| AIM |
Can you transcribe every line exactly and leave the pictures behind?

[Entries with page source code]
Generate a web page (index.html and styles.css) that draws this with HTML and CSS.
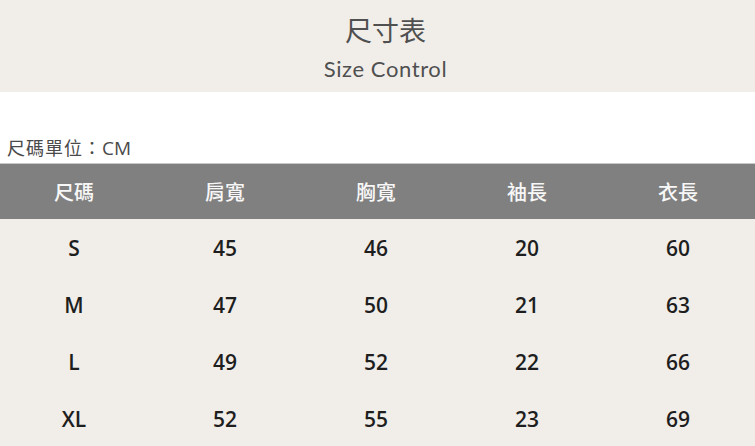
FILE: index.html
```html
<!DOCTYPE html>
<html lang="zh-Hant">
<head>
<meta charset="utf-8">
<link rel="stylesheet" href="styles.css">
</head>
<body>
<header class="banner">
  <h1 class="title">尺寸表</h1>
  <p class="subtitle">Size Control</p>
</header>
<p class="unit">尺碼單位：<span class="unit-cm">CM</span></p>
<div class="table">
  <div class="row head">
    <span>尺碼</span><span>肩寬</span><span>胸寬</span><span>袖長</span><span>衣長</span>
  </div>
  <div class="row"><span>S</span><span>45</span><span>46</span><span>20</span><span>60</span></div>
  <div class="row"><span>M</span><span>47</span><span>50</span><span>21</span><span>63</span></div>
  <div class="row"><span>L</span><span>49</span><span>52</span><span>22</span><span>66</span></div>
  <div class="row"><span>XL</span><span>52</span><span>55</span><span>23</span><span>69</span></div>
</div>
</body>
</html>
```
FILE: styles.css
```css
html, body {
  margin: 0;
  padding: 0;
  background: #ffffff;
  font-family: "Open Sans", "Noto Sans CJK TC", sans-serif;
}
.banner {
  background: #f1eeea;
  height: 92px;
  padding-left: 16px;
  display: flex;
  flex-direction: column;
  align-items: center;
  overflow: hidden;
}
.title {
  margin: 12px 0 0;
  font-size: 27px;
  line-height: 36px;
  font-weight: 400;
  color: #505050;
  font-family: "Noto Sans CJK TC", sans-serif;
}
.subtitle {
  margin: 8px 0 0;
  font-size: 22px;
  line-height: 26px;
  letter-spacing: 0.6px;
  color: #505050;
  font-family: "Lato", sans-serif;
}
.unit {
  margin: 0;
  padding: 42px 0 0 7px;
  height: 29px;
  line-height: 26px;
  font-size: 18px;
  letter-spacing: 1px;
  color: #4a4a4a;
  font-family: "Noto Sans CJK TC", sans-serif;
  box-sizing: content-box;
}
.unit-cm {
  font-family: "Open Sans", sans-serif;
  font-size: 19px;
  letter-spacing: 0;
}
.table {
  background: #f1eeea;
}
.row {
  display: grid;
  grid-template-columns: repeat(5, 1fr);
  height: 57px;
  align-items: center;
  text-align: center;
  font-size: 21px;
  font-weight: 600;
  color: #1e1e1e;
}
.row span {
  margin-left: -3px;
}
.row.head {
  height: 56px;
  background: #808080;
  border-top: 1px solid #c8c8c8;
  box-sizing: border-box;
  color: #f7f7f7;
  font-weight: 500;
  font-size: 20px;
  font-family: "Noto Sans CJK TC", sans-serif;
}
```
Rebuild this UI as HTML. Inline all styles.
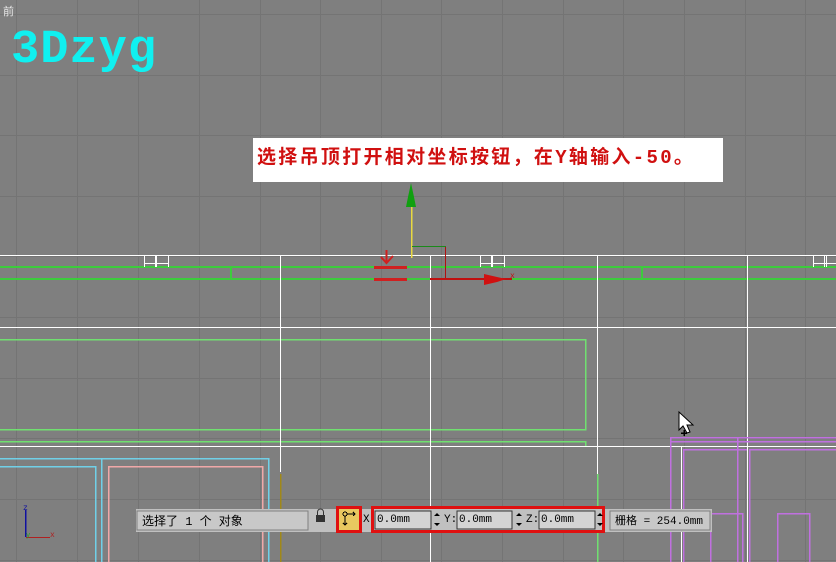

| REPLY TO THE EXERCISE |
Generate a web page (index.html and styles.css) that draws this with HTML and CSS.
FILE: index.html
```html
<!DOCTYPE html>
<html lang="zh-Hant">
<head>
<meta charset="utf-8">
<link rel="stylesheet" href="styles.css">
</head>
<body>
<header class="banner">
  <h1 class="title">尺寸表</h1>
  <p class="subtitle">Size Control</p>
</header>
<p class="unit">尺碼單位：<span class="unit-cm">CM</span></p>
<div class="table">
  <div class="row head">
    <span>尺碼</span><span>肩寬</span><span>胸寬</span><span>袖長</span><span>衣長</span>
  </div>
  <div class="row"><span>S</span><span>45</span><span>46</span><span>20</span><span>60</span></div>
  <div class="row"><span>M</span><span>47</span><span>50</span><span>21</span><span>63</span></div>
  <div class="row"><span>L</span><span>49</span><span>52</span><span>22</span><span>66</span></div>
  <div class="row"><span>XL</span><span>52</span><span>55</span><span>23</span><span>69</span></div>
</div>
</body>
</html>
```
FILE: styles.css
```css
html, body {
  margin: 0;
  padding: 0;
  background: #ffffff;
  font-family: "Open Sans", "Noto Sans CJK TC", sans-serif;
}
.banner {
  background: #f1eeea;
  height: 92px;
  padding-left: 16px;
  display: flex;
  flex-direction: column;
  align-items: center;
  overflow: hidden;
}
.title {
  margin: 12px 0 0;
  font-size: 27px;
  line-height: 36px;
  font-weight: 400;
  color: #505050;
  font-family: "Noto Sans CJK TC", sans-serif;
}
.subtitle {
  margin: 8px 0 0;
  font-size: 22px;
  line-height: 26px;
  letter-spacing: 0.6px;
  color: #505050;
  font-family: "Lato", sans-serif;
}
.unit {
  margin: 0;
  padding: 42px 0 0 7px;
  height: 29px;
  line-height: 26px;
  font-size: 18px;
  letter-spacing: 1px;
  color: #4a4a4a;
  font-family: "Noto Sans CJK TC", sans-serif;
  box-sizing: content-box;
}
.unit-cm {
  font-family: "Open Sans", sans-serif;
  font-size: 19px;
  letter-spacing: 0;
}
.table {
  background: #f1eeea;
}
.row {
  display: grid;
  grid-template-columns: repeat(5, 1fr);
  height: 57px;
  align-items: center;
  text-align: center;
  font-size: 21px;
  font-weight: 600;
  color: #1e1e1e;
}
.row span {
  margin-left: -3px;
}
.row.head {
  height: 56px;
  background: #808080;
  border-top: 1px solid #c8c8c8;
  box-sizing: border-box;
  color: #f7f7f7;
  font-weight: 500;
  font-size: 20px;
  font-family: "Noto Sans CJK TC", sans-serif;
}
```
Rebuild this UI as HTML. Inline all styles.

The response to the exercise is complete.